The Women and Work Commission will propose a raft of measures to allow women to get a fairer deal in the workplace. It identifies the main problems as job segregation between the sexes, a failure to promote part-timers to senior posts and narrow career horizons for girls although they outperform boys academically.

The commission's report will conclude: "The gender pay gap is not only bad for women. It is bad for Britain."

Two commission members, Kay Carberry, the TUC's assistant general secretary, and John Cridland, the CBI's deputy director general, said in a joint statement: "The continued division of jobs into men's work and women's work is holding back our economy at a time when the challenge from abroad means we need to be operating a peak levels of performance."

When the Equal Pay Act was introduced 30 years ago, the gender gap on pay was 29 per cent. Although it has almost halved, campaigners estimate that it will take another 80 years to achieve equal pay.

The commission, chaired by the former trade union leader Baroness Margaret Prosser, estimates that women in full-time work earn 13 per cent less per hour and women part-timers 41 per cent less than men in full-time jobs. Some 45 per cent of women in part-time work under-use their skills.

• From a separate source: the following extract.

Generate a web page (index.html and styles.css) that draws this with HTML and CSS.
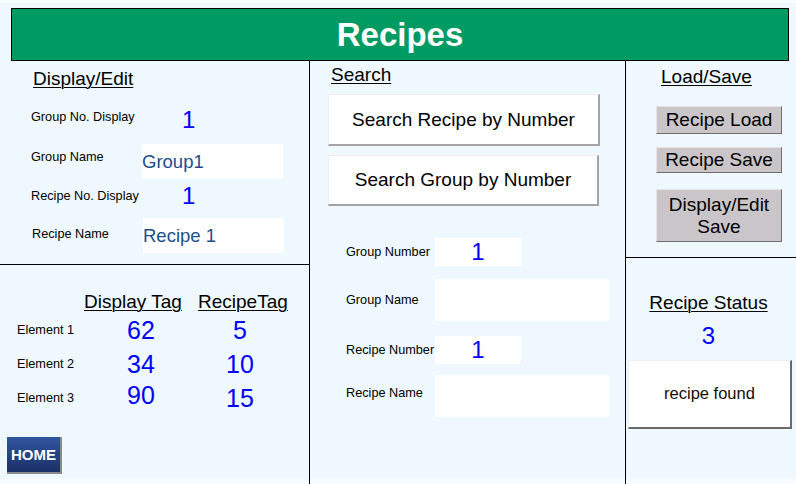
FILE: index.html
```html
<!DOCTYPE html>
<html lang="en">
<head>
<meta charset="utf-8">
<title>Recipes</title>
<link rel="stylesheet" href="styles.css">
</head>
<body>
<div class="screen">
  <header class="title-bar"><h1 class="title">Recipes</h1></header>
  <main class="panels">
    <section class="col col-left">
      <div class="edit-panel">
        <h2 class="heading edit-heading">Display/Edit</h2>
        <div class="field row-a"><span class="lbl lift-6">Group No. Display</span><span class="num">1</span></div>
        <div class="field row-b"><span class="lbl lift-9">Group Name</span><span class="text-box">Group1</span></div>
        <div class="field row-c"><span class="lbl">Recipe No. Display</span><span class="num">1</span></div>
        <div class="field row-d"><span class="lbl lift-4">Recipe Name</span><span class="text-box tb-d">Recipe 1</span></div>
      </div>
      <div class="tag-panel">
        <div class="tag-grid">
          <span></span><span class="heading">Display Tag</span><span class="heading">RecipeTag</span>
          <span class="lbl">Element 1</span><span class="big c2">62</span><span class="big c3">5</span>
          <span class="lbl">Element 2</span><span class="big c2">34</span><span class="big c3">10</span>
          <span class="lbl">Element 3</span><span class="big c2 up">90</span><span class="big c3">15</span>
        </div>
        <button class="home" type="button">HOME</button>
      </div>
    </section>

    <section class="col col-mid">
      <h2 class="heading search-heading">Search</h2>
      <button class="search-btn sb-1" type="button">Search Recipe by Number</button>
      <button class="search-btn sb-2" type="button">Search Group by Number</button>
      <div class="sfield sf-1"><span class="lbl">Group Number</span><span class="num-box">1</span></div>
      <div class="sfield sf-2"><span class="lbl">Group Name</span><span class="wide-box"></span></div>
      <div class="sfield sf-3"><span class="lbl">Recipe Number</span><span class="num-box">1</span></div>
      <div class="sfield sf-4"><span class="lbl lift-6">Recipe Name</span><span class="wide-box"></span></div>
    </section>

    <section class="col col-right">
      <div class="load-panel">
        <h2 class="heading load-heading">Load/Save</h2>
        <button class="gray-btn gb-load" type="button">Recipe Load</button>
        <button class="gray-btn gb-save" type="button">Recipe Save</button>
        <button class="gray-btn gb-edit" type="button">Display/Edit<br>Save</button>
      </div>
      <div class="status-panel">
        <h2 class="heading status-heading">Recipe Status</h2>
        <div class="status-num">3</div>
        <div class="status-box">recipe found</div>
      </div>
    </section>
  </main>
</div>
</body>
</html>
```

FILE: styles.css
```css
* { box-sizing: border-box; }

html, body {
  margin: 0;
  padding: 0;
}

body {
  width: 796px;
  height: 484px;
  overflow: hidden;
  background: #f8fcff;
  font-family: "Liberation Sans", Arial, sans-serif;
  color: #000;
}

.screen {
  width: 796px;
  height: 484px;
  background: linear-gradient(to bottom, #f8fcff 0, #f8fcff 3px, #eef8fe 3px, #eef8fe 479px, #f8fcff 479px);
  display: flex;
  flex-direction: column;
}

/* ---------- title bar ---------- */
.title-bar {
  margin: 8px 7px 0 11px;
  height: 53px;
  background: #009b62;
  border: 1px solid #000;
  display: flex;
  align-items: center;
  justify-content: center;
}

.title {
  margin: 0;
  font-size: 33px;
  font-weight: bold;
  line-height: 51px;
  color: #fff;
}

/* ---------- columns ---------- */
.panels {
  display: flex;
  height: 423px;
}

.col {
  height: 423px;
  display: flex;
  flex-direction: column;
  align-items: flex-start;
}

.col-left {
  width: 310px;
  border-right: 1px solid #000;
}

.col-mid {
  width: 316px;
  border-right: 1px solid #000;
}

.col-right {
  width: 170px;
}

.heading {
  margin: 0;
  font-size: 19px;
  font-weight: normal;
  line-height: 22px;
  text-decoration: underline;
  text-underline-offset: 2px;
  text-decoration-thickness: 1px;
  white-space: nowrap;
}

.lbl {
  font-size: 12.7px;
  line-height: 16px;
  white-space: nowrap;
}

.lift-4 { margin-bottom: 4px; }
.lift-6 { margin-bottom: 6px; }
.lift-9 { margin-bottom: 9px; }

/* ---------- display / edit ---------- */
.edit-panel {
  width: 100%;
  height: 204px;
  border-bottom: 1px solid #000;
  padding-top: 7px;
  display: flex;
  flex-direction: column;
}

.edit-heading { margin-left: 33px; align-self: flex-start; }

.field {
  display: flex;
  align-items: center;
}

.field .lbl {
  width: 142px;
  padding-left: 31px;
}

.row-a { margin-top: 16px; height: 28px; }
.row-b { margin-top: 10px; height: 35px; }
.row-c { margin-top: 3px; height: 28px; }
.row-d { margin-top: 8px; height: 35px; }
.row-d .lbl { padding-left: 32px; }

.num {
  margin-left: 40px;
  font-size: 24px;
  line-height: 28px;
  color: #0000ff;
}

.text-box {
  width: 141px;
  height: 35px;
  background: #fff;
  color: #1b4f8a;
  font-size: 18.5px;
  line-height: 35px;
  padding-left: 0;
}

.tb-d { margin-left: 1px; }

/* ---------- tags ---------- */
.tag-panel {
  width: 100%;
  flex: 1;
  padding-top: 26px;
  display: flex;
  flex-direction: column;
}

.tag-grid {
  display: grid;
  grid-template-columns: 67px 114px 93px;
  grid-template-rows: 22px 34px 34px 34px;
  padding-left: 17px;
  align-items: center;
}

.big {
  font-size: 25px;
  line-height: 34px;
  color: #0000ff;
  text-align: center;
}

.c3 { padding-right: 9px; }
.up { line-height: 28px; align-self: start; }

.home {
  margin: 22px 0 0 7px;
  width: 55px;
  height: 37px;
  padding: 0;
  border: none;
  border-right: 2px solid #8a8a8a;
  border-bottom: 2px solid #8a8a8a;
  background: linear-gradient(to bottom, #30569f, #1a3068);
  color: #fff;
  font-family: "Liberation Sans", Arial, sans-serif;
  font-size: 15px;
  font-weight: bold;
  line-height: 35px;
  text-align: center;
}

/* ---------- search ---------- */
.search-heading {
  margin-top: 3px;
  margin-left: 21px;
}

.search-btn {
  margin-left: 18px;
  padding: 0;
  background: #fff;
  border: 1px solid #f3ebee;
  border-right: 2px solid #a4a4a4;
  border-bottom: 2px solid #a4a4a4;
  font-family: "Liberation Sans", Arial, sans-serif;
  font-size: 19px;
  color: #000;
  text-align: center;
}

.sb-1 { margin-top: 8px; width: 272px; height: 52px; }
.sb-2 { margin-top: 9px; width: 271px; height: 51px; }

.sfield {
  display: flex;
  align-items: center;
}

.sfield .lbl {
  width: 125px;
  padding-left: 36px;
}

.sf-1 { margin-top: 32px; }
.sf-2 { margin-top: 13px; }
.sf-3 { margin-top: 15px; }
.sf-4 { margin-top: 11px; }

.num-box {
  width: 86px;
  height: 28px;
  background: #fff;
  color: #0000ff;
  font-size: 24px;
  line-height: 28px;
  text-align: center;
}

.wide-box {
  width: 174px;
  height: 42px;
  background: #fff;
}

/* ---------- load / save ---------- */
.load-panel {
  width: 100%;
  height: 197px;
  border-bottom: 1px solid #000;
  padding-top: 5px;
  display: flex;
  flex-direction: column;
  align-items: flex-start;
}

.load-heading { margin-left: 35px; }

.gray-btn {
  margin-left: 30px;
  width: 126px;
  padding: 0;
  background: #c9c5c9;
  border: 1px solid #e6e3e6;
  border-right: 1px solid #6e6e6e;
  border-bottom: 1px solid #6e6e6e;
  font-family: "Liberation Sans", Arial, sans-serif;
  font-size: 19px;
  line-height: 22px;
  color: #000;
  text-align: center;
}

.gb-load { margin-top: 18px; height: 28px; }
.gb-save { margin-top: 13px; height: 26px; }
.gb-edit { margin-top: 16px; height: 53px; }

.status-panel {
  width: 100%;
  flex: 1;
  padding-top: 34px;
  display: flex;
  flex-direction: column;
  align-items: center;
}

.status-heading {
  margin-right: 5px;
}

.status-num {
  margin-top: 8px;
  margin-right: 5px;
  font-size: 24px;
  line-height: 28px;
  color: #0000ff;
}

.status-box {
  margin-top: 10px;
  align-self: flex-start;
  margin-left: 2px;
  width: 164px;
  height: 69px;
  background: #fff;
  border: 1px solid #f2eef0;
  border-right: 2px solid #6a6a6a;
  border-bottom: 2px solid #6a6a6a;
  font-size: 16.5px;
  line-height: 65px;
  text-align: center;
  color: #1a0a0a;
}
```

Its 40 recommendations include plans to encourage more women into male-dominated industries such as computers and construction and away from the "five Cs" - catering, cleaning, cashiering, clerical work and caring.

The commission wants a major drive to help women returning to work part-time after having children to get their fair share of senior jobs and to get more help with updating their skills and changing careers. It wants careers advisers to spell out the earning potential of different jobs so girls can make a more informed choice. Tony Blair and Gordon Brown will give a positive response when they launch the report and the Chancellor is expected to expand schemes to help women workers in his March Budget.

But the commission will anger unions by not backing demands for companies to be forced to conduct equal-pay reviews.

Derek Simpson, general secretary of Amicus, said: "The pay gap between men and women is due to discrimination by employers, not because women make bad employment choices. In order to win pay justice, women have to go through lengthy, expensive legal processes. Without compulsory pay audits women will have to wait until doomsday for equal pay."

The Tories will say today that pay based on sexual discrimination is "completely and totally unacceptable". They will pledge to give childcare a higher priority and dispel the idea that they believe young mothers should stay at home.

George Osborne, the shadow Chancellor, will say in a speech: "Mothers who work should not be made to feel guilty. Nor should mothers who stay at home. Let us stop trying to tell families how to live their lives. Let us instead support the lives that families live."

Accusing Mr Brown of believing in a "real nanny state," Mr Osborne will say: "Every family wants something different from childcare. Each has different needs, different desires and different decisions to take. You cannot impose a one-size-fits-all model of childcare provision."